STATED EXERCISE – Check every line of the material below for the string "this", and return the ones that have it.

MATERIAL –

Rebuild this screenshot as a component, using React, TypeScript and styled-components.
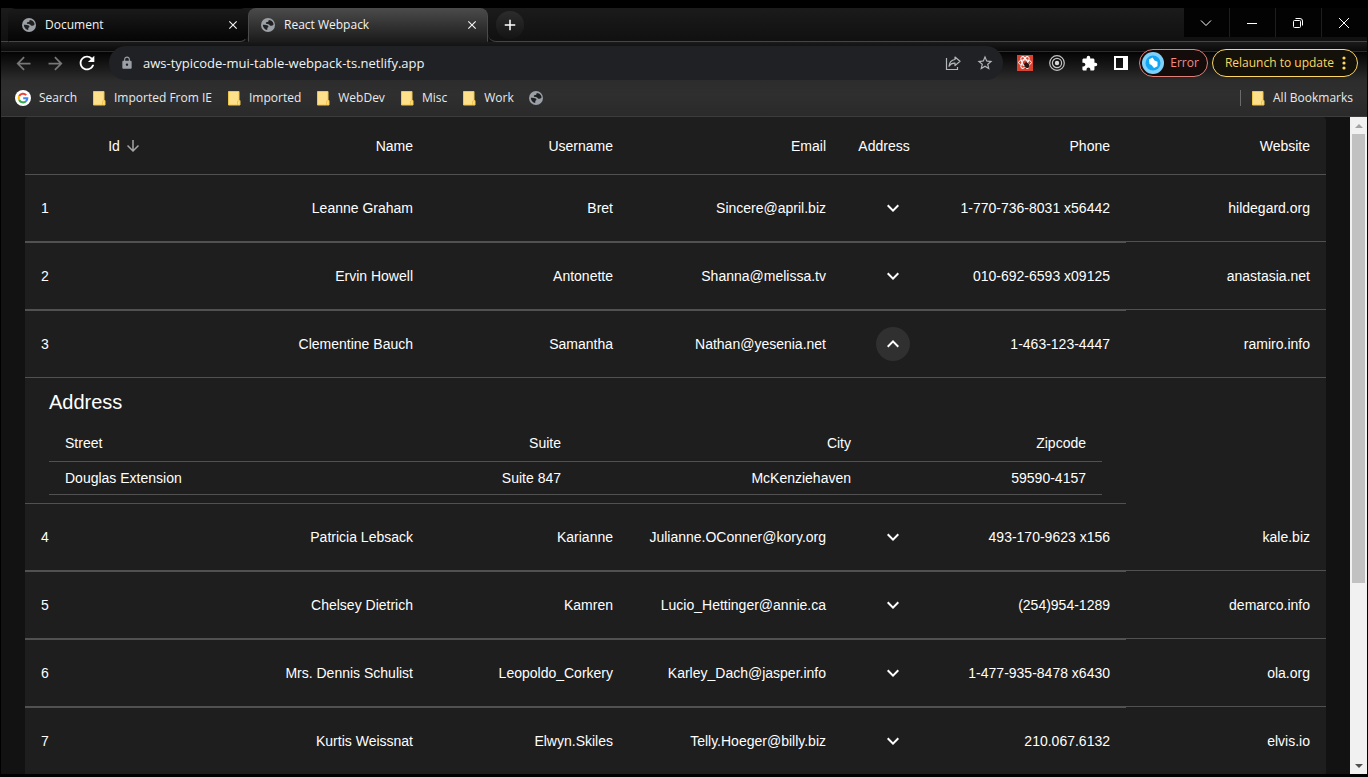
import React, { Fragment, useState } from "react";
import styled, { createGlobalStyle } from "styled-components";
import {
  MdAdd,
  MdArrowBack,
  MdArrowDownward,
  MdArrowForward,
  MdClose,
  MdExtension,
  MdKeyboardArrowDown,
  MdKeyboardArrowUp,
  MdLock,
  MdRefresh,
  MdStarBorder,
} from "react-icons/md";

const chromeFont = `"Open Sans", "Noto Sans", sans-serif`;
const pageFont = `"Liberation Sans", Arial, sans-serif`;

const GlobalStyle = createGlobalStyle`
  *, *::before, *::after { box-sizing: border-box; }
  body { margin: 0; background: #000; }
  button { font: inherit; color: inherit; background: none; border: 0; padding: 0; cursor: pointer; }
  svg { display: block; flex: none; }
`;

const Browser = styled.div`
  display: flex;
  flex-direction: column;
  height: 100vh;
  padding: 8px 1px 3px;
  background: #000;
  color: #e8eaed;
  font-family: ${chromeFont};
  font-size: 12px;
  line-height: 16px;
`;

/* ---------- tab strip ---------- */

const TabStrip = styled.header`
  display: flex;
  flex: none;
  height: 34px;
  background: linear-gradient(#1b1b1b, #101010);
`;

const StripEdge = styled.div<{ $grow?: boolean }>`
  flex: ${(p) => (p.$grow ? "1" : "0 0 7px")};
  border-bottom: 1px solid #454545;
`;

const Tab = styled.div<{ $active?: boolean }>`
  display: flex;
  align-items: center;
  flex: 0 1 240px;
  min-width: 0;
  padding: ${(p) => (p.$active ? "0 8px 0 12px" : "0 7px 0 13px")};
  border: 1px solid ${(p) => (p.$active ? "#4a4a4a" : "transparent")};
  border-bottom-color: ${(p) => (p.$active ? "#1c1c1c" : "#454545")};
  border-radius: ${(p) => (p.$active ? "8px 8px 0 0" : "8px 8px 8px 0")};
  background: ${(p) =>
    p.$active ? "linear-gradient(#4a4a4a, #1c1c1c)" : "linear-gradient(#1a1a1a, #050505)"};
  color: #f1f3f4;
`;

const TabTitle = styled.span`
  flex: 1;
  margin-left: 9px;
  overflow: hidden;
  white-space: nowrap;
`;

const NewTabArea = styled.div`
  display: flex;
  align-items: center;
  flex: none;
  padding: 0 8px;
  border-bottom: 1px solid #454545;
  border-bottom-left-radius: 8px;
`;

const NewTabButton = styled.button`
  display: grid;
  place-items: center;
  width: 28px;
  height: 28px;
  border-radius: 50%;
  background: linear-gradient(#2c2c2c, #141414);
  color: #fff;
  svg { stroke: currentColor; }
`;

const CloseButton = styled.button`
  svg { stroke: currentColor; }
`;

const WindowControls = styled.div`
  display: flex;
  flex: none;
  border-bottom: 1px solid #454545;
`;

const WindowButton = styled.button`
  display: grid;
  place-items: center;
  width: 46px;
  height: 29px;
  padding-right: 1px;
  border-right: 1px solid #1e1e1e;
  background: #030303;
  color: #fff;
  &:last-child { width: 45px; border-right: 0; }
`;

/* ---------- toolbar ---------- */

const Toolbar = styled.div`
  display: flex;
  align-items: center;
  flex: none;
  height: 38px;
  padding: 4px 9px 0 11px;
  background: linear-gradient(#1a1a1a 0, #0a0a0a 9px, #2c2c2c 9px, #2c2c2c 10px, #040404 10px, #2b2b2b 38px);
`;

const NavButton = styled.button<{ $dim?: boolean }>`
  display: grid;
  place-items: center;
  flex: 0 0 22px;
  height: 22px;
  margin-right: 10px;
  color: ${(p) => (p.$dim ? "#777" : "#fff")};
`;

const Omnibox = styled.form`
  display: flex;
  align-items: center;
  flex: 1;
  min-width: 0;
  height: 34px;
  margin-left: 1px;
  padding: 0 9px 0 11px;
  border-radius: 17px;
  background: #202124;
  color: #9aa0a6;
`;

const UrlInput = styled.input`
  flex: 1;
  min-width: 0;
  margin-left: 9px;
  padding: 0;
  border: 0;
  outline: 0;
  background: none;
  color: #f1f3f4;
  font-family: ${chromeFont};
  font-size: 13px;
  line-height: 20px;
`;

const OmniboxAction = styled.button`
  display: grid;
  place-items: center;
  width: 18px;
  height: 18px;
  margin-left: 14px;
  color: #b4b7ba;
`;

const Extensions = styled.div`
  display: flex;
  align-items: center;
  gap: 16px;
  flex: none;
  margin: 0 10px 0 14px;
`;

const ExtensionButton = styled.button`
  display: grid;
  place-items: center;
  width: 16px;
  height: 16px;
  color: #fff;
`;

const Pill = styled.button<{ $tone: "error" | "update" }>`
  display: flex;
  align-items: center;
  flex: none;
  gap: ${(p) => (p.$tone === "error" ? "6px" : "8px")};
  height: 28px;
  padding: ${(p) => (p.$tone === "error" ? "0 8px 0 2px" : "0 11px 0 12px")};
  margin-left: ${(p) => (p.$tone === "error" ? "0" : "4px")};
  border: 1px solid ${(p) => (p.$tone === "error" ? "#e08079" : "#fdd663")};
  border-radius: 14px;
  background: ${(p) => (p.$tone === "error" ? "#140c0b" : "#14110a")};
  color: ${(p) => (p.$tone === "error" ? "#f28b82" : "#fdd663")};
`;

/* ---------- bookmarks ---------- */

const BookmarksBar = styled.nav`
  display: flex;
  align-items: center;
  flex: none;
  height: 37px;
  padding: 0 14px;
  border-bottom: 1px solid #3c3c3c;
  background: linear-gradient(#2c2c2c, #2f2f2f 40%, #2a2a2a);
`;

const Bookmark = styled.button<{ $push?: boolean }>`
  display: flex;
  align-items: center;
  gap: 8px;
  flex: none;
  height: 16px;
  margin-right: ${(p) => (p.$push ? "0" : "15px")};
  padding-left: ${(p) => (p.$push ? "10px" : "0")};
  margin-left: ${(p) => (p.$push ? "auto" : "0")};
  border-left: ${(p) => (p.$push ? "1px solid #6b6b6b" : "0")};
  white-space: nowrap;
`;

/* ---------- page ---------- */

const Viewport = styled.div`
  display: flex;
  flex: 1;
  min-height: 0;
  background: #121212;
`;

const Page = styled.main`
  flex: 1;
  min-width: 0;
  padding: 0 24px;
  overflow: hidden;
  color: #fff;
  font-family: ${pageFont};
  font-size: 14px;
  line-height: 20px;
`;

const Paper = styled.section`
  border-radius: 4px;
  background: #1e1e1e;
`;

const Table = styled.table`
  width: 100%;
  table-layout: fixed;
  border-spacing: 0;
`;

const HeadCell = styled.th<{ $align?: string }>`
  height: 58px;
  padding: 16px;
  border-bottom: 1px solid #515151;
  font-weight: 400;
  text-align: ${(p) => p.$align ?? "right"};
`;

const SortLabel = styled.button`
  display: inline-flex;
  align-items: center;
  svg { margin: 0 4px; color: #a5a5a5; }
`;

const Cell = styled.td`
  padding: 16px;
  border-bottom: 1px solid #515151;
  text-align: right;
`;

const RowHeadCell = styled.th`
  padding: 16px;
  border-bottom: 1px solid #515151;
  font-weight: 400;
  text-align: left;
`;

const ExpandButton = styled.button<{ $open: boolean }>`
  display: flex;
  align-items: center;
  justify-content: center;
  width: 34px;
  height: 34px;
  margin-left: auto;
  border-radius: 50%;
  background: ${(p) => (p.$open ? "#303030" : "transparent")};
`;

const DetailCell = styled.td`
  padding: 0 16px;
  border-bottom: 1px solid #515151;
`;

const DetailBox = styled.div`
  padding: 8px;
`;

const DetailTitle = styled.h2`
  margin: 0 0 7px;
  font-size: 20px;
  font-weight: 400;
  line-height: 32px;
`;

const SmallHead = styled.th`
  padding: 8px 16px;
  border-bottom: 1px solid #515151;
  font-weight: 400;
  text-align: right;
  &:first-child { text-align: left; }
`;

const SmallCell = styled.td`
  padding: 6px 16px;
  border-bottom: 1px solid #515151;
  text-align: right;
  &:first-child { text-align: left; }
`;

const ScrollBar = styled.div`
  display: flex;
  flex-direction: column;
  flex: 0 0 17px;
  background: #f1f1f1;
`;

const ScrollArrow = styled.button`
  display: grid;
  place-items: center;
  flex: 0 0 17px;
`;

const ScrollTrack = styled.div`
  flex: 1;
  padding: 0 2px;
`;

const ScrollThumb = styled.div`
  height: 72%;
  background: #c1c1c1;
`;

/* ---------- icons ---------- */

const GlobeIcon = () => (
  <svg width="14" height="14" viewBox="0 0 14 14">
    <circle cx="7" cy="7" r="7" fill="#9aa0a6" />
    <path
      d="M12.400 5.200C11.500 3.200 9.600 2 7.600 2c.3 1.500-.6 2-1.600 2.100C5 4.300 4.700 5 4.900 5.600c.3.700 1.600.4 2.500.6 1.100.3 1.300 1.300 2.100 1.600.9.300 2.200-.6 2.900-.8z"
      fill="#202020"
    />
    <path
      d="M1.800 6.800c1.500-.3 3.600-.1 4.900.6 1.300.8.600 1.700 0 2.200-.6.600-.3 1.500-.5 2.500C3.800 11.800 1.900 9.500 1.800 6.800z"
      fill="#202020"
    />
  </svg>
);

const FolderIcon = () => (
  <svg width="14" height="16" viewBox="0 0 14 16">
    <path d="M1.500 1.500h10.500v9h1v4.500H1.500z" fill="#ffe08a" />
    <path d="M1.500 1.500h10.500v9h1v4.500H1.500z" fill="none" stroke="#efc550" />
    <path d="M10.500 15v-4h1.500" fill="none" stroke="#efc550" />
  </svg>
);

const GoogleIcon = () => (
  <svg width="16" height="16" viewBox="0 0 16 16">
    <circle cx="8" cy="8" r="8" fill="#fff" />
    <g fill="none" strokeWidth="2.100">
      <path d="M11.200 5.100A4.300 4.300 0 0 0 4.200 6" stroke="#ea4335" />
      <path d="M4.200 6a4.300 4.300 0 0 0 0 4" stroke="#fbbc05" />
      <path d="M4.200 10a4.300 4.300 0 0 0 6.800 1.200" stroke="#34a853" />
      <path d="M11 11.200A4.300 4.300 0 0 0 12.300 8.200H8.200" stroke="#4285f4" />
    </g>
  </svg>
);

const ShareIcon = () => (
  <svg width="16" height="16" viewBox="0 0 16 16" fill="none" stroke="currentColor" strokeWidth="1.200">
    <path d="M1.500 3v11.500h11V12" />
    <path d="M10 2l5 4.300-5 4.300V8.200C7.300 8 5.300 9 4 11.300 4.300 7.500 6.500 5 10 4.500z" strokeLinejoin="round" />
  </svg>
);

const ReactDevIcon = () => (
  <svg width="16" height="16" viewBox="0 0 16 16">
    <rect width="16" height="16" fill="#d9432f" />
    <g fill="none" stroke="#fff" strokeWidth="1">
      <ellipse cx="8" cy="7.500" rx="6.500" ry="2.600" />
      <ellipse cx="8" cy="7.500" rx="6.500" ry="2.600" transform="rotate(60 8 7.500)" />
      <ellipse cx="8" cy="7.500" rx="6.500" ry="2.600" transform="rotate(120 8 7.500)" />
    </g>
    <ellipse cx="9.800" cy="10.200" rx="2.200" ry="3" fill="#2a1512" transform="rotate(-35 9.800 10.200)" />
    <path d="M6.500 9l6 3M8.500 13.500l3-6M7 12l5.500-3" stroke="#2a1512" strokeWidth=".8" />
  </svg>
);

const TargetIcon = () => (
  <svg width="16" height="16" viewBox="0 0 16 16" fill="none" stroke="#c4c4c4" strokeWidth="1.200">
    <circle cx="8" cy="8" r="7.300" />
    <circle cx="8" cy="8" r="4.600" />
    <circle cx="8" cy="8" r="2.200" fill="#d8d8d8" stroke="none" />
  </svg>
);

const SidePanelIcon = () => (
  <svg width="14" height="14" viewBox="0 0 14 14">
    <path d="M0 0h14v14H0zM2 2v10h7V2z" fill="#fff" fillRule="evenodd" />
  </svg>
);

const AvatarIcon = () => (
  <svg width="22" height="22" viewBox="0 0 22 22">
    <circle cx="11" cy="11" r="11" fill="#7fd0fa" />
    <circle cx="11" cy="11" r="7.500" fill="#12a5f4" />
    <path d="M7 7.500l3.500-2 2 3 3 1.200v4.500L12 16l-2.500-3-2-1z" fill="#fff" />
  </svg>
);

const MoreDotsIcon = () => (
  <svg width="4" height="14" viewBox="0 0 4 14" fill="currentColor">
    <circle cx="2" cy="2" r="1.600" />
    <circle cx="2" cy="7" r="1.600" />
    <circle cx="2" cy="12" r="1.600" />
  </svg>
);

type WindowGlyphName = "menu" | "minimize" | "restore" | "close";

const windowGlyphs: Record<WindowGlyphName, string> = {
  menu: "M1 3.500l5 5 5-5",
  minimize: "M1 6.500h10",
  restore: "M1.500 4.500a1 1 0 0 1 1-1h5a1 1 0 0 1 1 1v5a1 1 0 0 1-1 1h-5a1 1 0 0 1-1-1zM3.500 1.500h4.500a2.500 2.500 0 0 1 2.500 2.500v4.500",
  close: "M1 1l10 10M11 1L1 11",
};

const WindowGlyph = ({ name }: { name: WindowGlyphName }) => (
  <svg width="12" height="12" viewBox="0 0 12 12" fill="none" stroke="currentColor" strokeWidth="1">
    <path d={windowGlyphs[name]} />
  </svg>
);

/* ---------- data ---------- */

const folders = ["Imported From IE", "Imported", "WebDev", "Misc", "Work"];

interface Address {
  street: string;
  suite: string;
  city: string;
  zipcode: string;
}

interface User {
  id: number;
  name: string;
  username: string;
  email: string;
  phone: string;
  website: string;
  address: Address;
}

const makeUser = (
  id: number,
  name: string,
  username: string,
  email: string,
  phone: string,
  website: string,
  address: [string, string, string, string]
): User => ({
  id,
  name,
  username,
  email,
  phone,
  website,
  address: { street: address[0], suite: address[1], city: address[2], zipcode: address[3] },
});

const users: User[] = [
  makeUser(1, "Leanne Graham", "Bret", "Sincere@april.biz", "1-770-736-8031 x56442", "hildegard.org", ["Kulas Light", "Apt. 556", "Gwenborough", "92998-3874"]),
  makeUser(2, "Ervin Howell", "Antonette", "Shanna@melissa.tv", "010-692-6593 x09125", "anastasia.net", ["Victor Plains", "Suite 879", "Wisokyburgh", "90566-7771"]),
  makeUser(3, "Clementine Bauch", "Samantha", "Nathan@yesenia.net", "1-463-123-4447", "ramiro.info", ["Douglas Extension", "Suite 847", "McKenziehaven", "59590-4157"]),
  makeUser(4, "Patricia Lebsack", "Karianne", "Julianne.OConner@kory.org", "493-170-9623 x156", "kale.biz", ["Hoeger Mall", "Apt. 692", "South Elvis", "53919-4257"]),
  makeUser(5, "Chelsey Dietrich", "Kamren", "Lucio_Hettinger@annie.ca", "(254)954-1289", "demarco.info", ["Skiles Walks", "Suite 351", "Roscoeview", "33263"]),
  makeUser(6, "Mrs. Dennis Schulist", "Leopoldo_Corkery", "Karley_Dach@jasper.info", "1-477-935-8478 x6430", "ola.org", ["Norberto Crossing", "Apt. 950", "South Christy", "23505-1337"]),
  makeUser(7, "Kurtis Weissnat", "Elwyn.Skiles", "Telly.Hoeger@billy.biz", "210.067.6132", "elvis.io", ["Rex Trail", "Suite 280", "Howemouth", "58804-1099"]),
];

const columnWidths = [204, 200, 200, 213, 84, 200, 200];
const addressWidths = [288, 240, 290, 235];

const Columns = ({ widths }: { widths: number[] }) => (
  <colgroup>
    {widths.map((width, i) => (
      <col key={i} width={width} />
    ))}
  </colgroup>
);

const AddressDetail = ({ address }: { address: Address }) => (
  <DetailBox>
    <DetailTitle>Address</DetailTitle>
    <Table>
      <Columns widths={addressWidths} />
      <thead>
        <tr>
          <SmallHead scope="col">Street</SmallHead>
          <SmallHead scope="col">Suite</SmallHead>
          <SmallHead scope="col">City</SmallHead>
          <SmallHead scope="col">Zipcode</SmallHead>
        </tr>
      </thead>
      <tbody>
        <tr>
          <SmallCell>{address.street}</SmallCell>
          <SmallCell>{address.suite}</SmallCell>
          <SmallCell>{address.city}</SmallCell>
          <SmallCell>{address.zipcode}</SmallCell>
        </tr>
      </tbody>
    </Table>
  </DetailBox>
);

const UsersTable = () => {
  const [openId, setOpenId] = useState<number | null>(3);
  return (
    <Table>
      <Columns widths={columnWidths} />
      <thead>
        <tr>
          <HeadCell scope="col" $align="center">
            <SortLabel type="button">
              Id
              <MdArrowDownward size={18} />
            </SortLabel>
          </HeadCell>
          <HeadCell scope="col">Name</HeadCell>
          <HeadCell scope="col">Username</HeadCell>
          <HeadCell scope="col">Email</HeadCell>
          <HeadCell scope="col" $align="center">Address</HeadCell>
          <HeadCell scope="col">Phone</HeadCell>
          <HeadCell scope="col">Website</HeadCell>
        </tr>
      </thead>
      <tbody>
        {users.map((user) => {
          const open = user.id === openId;
          return (
            <Fragment key={user.id}>
              <tr>
                <RowHeadCell scope="row">{user.id}</RowHeadCell>
                <Cell>{user.name}</Cell>
                <Cell>{user.username}</Cell>
                <Cell>{user.email}</Cell>
                <Cell>
                  <ExpandButton
                    type="button"
                    aria-label="Expand row"
                    aria-expanded={open}
                    $open={open}
                    onClick={() => setOpenId(open ? null : user.id)}
                  >
                    {open ? <MdKeyboardArrowUp size={24} /> : <MdKeyboardArrowDown size={24} />}
                  </ExpandButton>
                </Cell>
                <Cell>{user.phone}</Cell>
                <Cell>{user.website}</Cell>
              </tr>
              <tr>
                <DetailCell colSpan={6}>{open && <AddressDetail address={user.address} />}</DetailCell>
              </tr>
            </Fragment>
          );
        })}
      </tbody>
    </Table>
  );
};

const BrowserTab = ({ title, active }: { title: string; active?: boolean }) => (
  <Tab $active={active}>
    <GlobeIcon />
    <TabTitle>{title}</TabTitle>
    <CloseButton type="button" aria-label={`Close ${title}`}>
      <MdClose size={14} />
    </CloseButton>
  </Tab>
);

export default function App() {
  return (
    <Browser>
      <GlobalStyle />
      <TabStrip>
        <StripEdge />
        <BrowserTab title="Document" />
        <BrowserTab title="React Webpack" active />
        <NewTabArea>
          <NewTabButton type="button" aria-label="New tab">
            <MdAdd size={18} />
          </NewTabButton>
        </NewTabArea>
        <StripEdge $grow />
        <WindowControls>
          {(Object.keys(windowGlyphs) as WindowGlyphName[]).map((name) => (
            <WindowButton key={name} type="button" aria-label={name}>
              <WindowGlyph name={name} />
            </WindowButton>
          ))}
        </WindowControls>
      </TabStrip>

      <Toolbar>
        <NavButton type="button" aria-label="Back" $dim>
          <MdArrowBack size={21} />
        </NavButton>
        <NavButton type="button" aria-label="Forward" $dim>
          <MdArrowForward size={21} />
        </NavButton>
        <NavButton type="button" aria-label="Reload">
          <MdRefresh size={22} />
        </NavButton>
        <Omnibox onSubmit={(e) => e.preventDefault()}>
          <MdLock size={14} />
          <UrlInput aria-label="Address bar" defaultValue="aws-typicode-mui-table-webpack-ts.netlify.app" />
          <OmniboxAction type="button" aria-label="Share">
            <ShareIcon />
          </OmniboxAction>
          <OmniboxAction type="button" aria-label="Bookmark this page">
            <MdStarBorder size={18} />
          </OmniboxAction>
        </Omnibox>
        <Extensions>
          <ExtensionButton type="button" aria-label="React Developer Tools">
            <ReactDevIcon />
          </ExtensionButton>
          <ExtensionButton type="button" aria-label="Recorder">
            <TargetIcon />
          </ExtensionButton>
          <ExtensionButton type="button" aria-label="Extensions">
            <MdExtension size={17} />
          </ExtensionButton>
          <ExtensionButton type="button" aria-label="Side panel">
            <SidePanelIcon />
          </ExtensionButton>
        </Extensions>
        <Pill type="button" $tone="error">
          <AvatarIcon />
          Error
        </Pill>
        <Pill type="button" $tone="update">
          Relaunch to update
          <MoreDotsIcon />
        </Pill>
      </Toolbar>

      <BookmarksBar>
        <Bookmark type="button">
          <GoogleIcon />
          Search
        </Bookmark>
        {folders.map((name) => (
          <Bookmark key={name} type="button">
            <FolderIcon />
            {name}
          </Bookmark>
        ))}
        <Bookmark type="button" aria-label="Untitled bookmark">
          <GlobeIcon />
        </Bookmark>
        <Bookmark type="button" $push>
          <FolderIcon />
          All Bookmarks
        </Bookmark>
      </BookmarksBar>

      <Viewport>
        <Page>
          <Paper>
            <UsersTable />
          </Paper>
        </Page>
        <ScrollBar>
          <ScrollArrow type="button" aria-label="Scroll up">
            <svg width="8" height="4" viewBox="0 0 8 4">
              <path d="M0 4l4-4 4 4z" fill="#a3a3a3" />
            </svg>
          </ScrollArrow>
          <ScrollTrack>
            <ScrollThumb />
          </ScrollTrack>
          <ScrollArrow type="button" aria-label="Scroll down">
            <svg width="8" height="4" viewBox="0 0 8 4">
              <path d="M0 0l4 4 4-4z" fill="#505050" />
            </svg>
          </ScrollArrow>
        </ScrollBar>
      </Viewport>
    </Browser>
  );
}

COMPLETED TASK –
Rebuild this screenshot as a component, using React, TypeScript and styled-components.
          <OmniboxAction type="button" aria-label="Bookmark this page">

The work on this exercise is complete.